- [Do this] Exactly as written, retype the listing below, omitting the pictures.

- [Recorded information]

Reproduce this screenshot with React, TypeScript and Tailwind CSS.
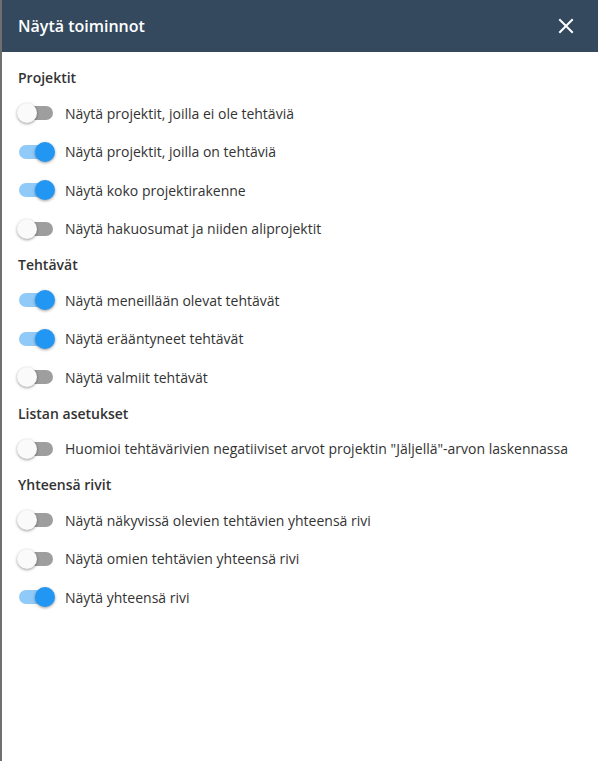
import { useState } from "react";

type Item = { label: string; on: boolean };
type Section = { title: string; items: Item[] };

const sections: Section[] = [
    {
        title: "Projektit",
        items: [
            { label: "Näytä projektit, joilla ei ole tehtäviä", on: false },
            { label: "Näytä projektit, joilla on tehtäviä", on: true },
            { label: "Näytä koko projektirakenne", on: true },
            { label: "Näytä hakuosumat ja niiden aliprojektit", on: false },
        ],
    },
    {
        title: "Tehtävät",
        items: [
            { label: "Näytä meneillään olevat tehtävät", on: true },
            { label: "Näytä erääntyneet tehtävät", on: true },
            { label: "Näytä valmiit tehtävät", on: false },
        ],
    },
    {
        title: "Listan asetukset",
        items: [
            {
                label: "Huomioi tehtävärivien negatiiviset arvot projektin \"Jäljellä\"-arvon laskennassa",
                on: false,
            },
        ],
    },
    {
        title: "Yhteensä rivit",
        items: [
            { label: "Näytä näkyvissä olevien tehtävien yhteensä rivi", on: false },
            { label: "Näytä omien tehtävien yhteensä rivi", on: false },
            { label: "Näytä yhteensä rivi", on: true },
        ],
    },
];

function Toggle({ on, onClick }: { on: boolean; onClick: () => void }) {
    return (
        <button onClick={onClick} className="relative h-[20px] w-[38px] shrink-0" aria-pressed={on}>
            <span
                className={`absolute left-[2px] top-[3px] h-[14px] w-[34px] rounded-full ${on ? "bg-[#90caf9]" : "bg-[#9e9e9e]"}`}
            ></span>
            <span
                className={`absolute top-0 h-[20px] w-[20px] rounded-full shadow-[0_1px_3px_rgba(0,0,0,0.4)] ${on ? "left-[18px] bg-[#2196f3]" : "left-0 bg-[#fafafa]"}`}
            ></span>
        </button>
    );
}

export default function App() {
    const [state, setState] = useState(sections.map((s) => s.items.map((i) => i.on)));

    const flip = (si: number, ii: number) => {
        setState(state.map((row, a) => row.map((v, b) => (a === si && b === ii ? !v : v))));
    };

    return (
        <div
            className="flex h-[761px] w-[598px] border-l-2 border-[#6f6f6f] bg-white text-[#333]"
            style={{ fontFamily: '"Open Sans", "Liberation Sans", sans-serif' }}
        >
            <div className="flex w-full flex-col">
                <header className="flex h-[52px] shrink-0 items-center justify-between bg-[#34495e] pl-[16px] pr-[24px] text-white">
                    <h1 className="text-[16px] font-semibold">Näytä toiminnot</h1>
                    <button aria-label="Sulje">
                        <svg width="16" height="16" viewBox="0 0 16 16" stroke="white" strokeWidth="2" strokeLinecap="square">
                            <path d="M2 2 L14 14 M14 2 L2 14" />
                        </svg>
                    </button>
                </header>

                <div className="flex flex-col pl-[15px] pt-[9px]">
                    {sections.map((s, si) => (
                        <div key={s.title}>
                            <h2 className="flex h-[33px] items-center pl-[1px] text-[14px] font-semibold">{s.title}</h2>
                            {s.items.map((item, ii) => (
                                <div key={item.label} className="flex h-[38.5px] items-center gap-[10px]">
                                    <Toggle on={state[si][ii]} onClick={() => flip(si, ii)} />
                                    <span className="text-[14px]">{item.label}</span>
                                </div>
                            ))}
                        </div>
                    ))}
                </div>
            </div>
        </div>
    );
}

- [Finished task]
Reproduce this screenshot with React, TypeScript and Tailwind CSS.
import { useState } from "react";

type Item = { label: string; on: boolean };
type Section = { title: string; items: Item[] };

const sections: Section[] = [
    {
        title: "Projektit",
        items: [
            { label: "Näytä projektit, joilla ei ole tehtäviä", on: false },
            { label: "Näytä projektit, joilla on tehtäviä", on: true },
            { label: "Näytä koko projektirakenne", on: true },
            { label: "Näytä hakuosumat ja niiden aliprojektit", on: false },
        ],
    },
    {
        title: "Tehtävät",
        items: [
            { label: "Näytä meneillään olevat tehtävät", on: true },
            { label: "Näytä erääntyneet tehtävät", on: true },
            { label: "Näytä valmiit tehtävät", on: false },
        ],
    },
    {
        title: "Listan asetukset",
        items: [
            {
                label: "Huomioi tehtävärivien negatiiviset arvot projektin \"Jäljellä\"-arvon laskennassa",
                on: false,
            },
        ],
    },
    {
        title: "Yhteensä rivit",
        items: [
            { label: "Näytä näkyvissä olevien tehtävien yhteensä rivi", on: false },
            { label: "Näytä omien tehtävien yhteensä rivi", on: false },
            { label: "Näytä yhteensä rivi", on: true },
        ],
    },
];

function Toggle({ on, onClick }: { on: boolean; onClick: () => void }) {
    return (
        <button onClick={onClick} className="relative h-[20px] w-[38px] shrink-0" aria-pressed={on}>
            <span
                className={`absolute left-[2px] top-[3px] h-[14px] w-[34px] rounded-full ${on ? "bg-[#90caf9]" : "bg-[#9e9e9e]"}`}
            ></span>
            <span
                className={`absolute top-0 h-[20px] w-[20px] rounded-full shadow-[0_1px_3px_rgba(0,0,0,0.4)] ${on ? "left-[18px] bg-[#2196f3]" : "left-0 bg-[#fafafa]"}`}
            ></span>
        </button>
    );
}

export default function App() {
    const [state, setState] = useState(sections.map((s) => s.items.map((i) => i.on)));

    const flip = (si: number, ii: number) => {
        setState(state.map((row, a) => row.map((v, b) => (a === si && b === ii ? !v : v))));
    };

    return (
        <div
            className="flex h-[761px] w-[598px] border-l-2 border-[#6f6f6f] bg-white text-[#333]"
            style={{ fontFamily: '"Open Sans", "Liberation Sans", sans-serif' }}
        >
            <div className="flex w-full flex-col">
                <header className="flex h-[52px] shrink-0 items-center justify-between bg-[#34495e] pl-[16px] pr-[24px] text-white">
                    <h1 className="text-[16px] font-semibold">Näytä toiminnot</h1>
                    <button aria-label="Sulje">
                        <svg width="16" height="16" viewBox="0 0 16 16" stroke="white" strokeWidth="2" strokeLinecap="square">
                            <path d="M2 2 L14 14 M14 2 L2 14" />
                        </svg>
                    </button>
                </header>

                <div className="flex flex-col pl-[15px] pt-[9px]">
                    {sections.map((s, si) => (
                        <div key={s.title}>
                            <h2 className="flex h-[33px] items-center pl-[1px] text-[14px] font-semibold">{s.title}</h2>
                            {s.items.map((item, ii) => (
                                <div key={item.label} className="flex h-[38.5px] items-center gap-[10px]">
                                    <Toggle on={state[si][ii]} onClick={() => flip(si, ii)} />
                                    <span className="text-[14px]">{item.label}</span>
                                </div>
                            ))}
                        </div>
                    ))}
                </div>
            </div>
        </div>
    );
}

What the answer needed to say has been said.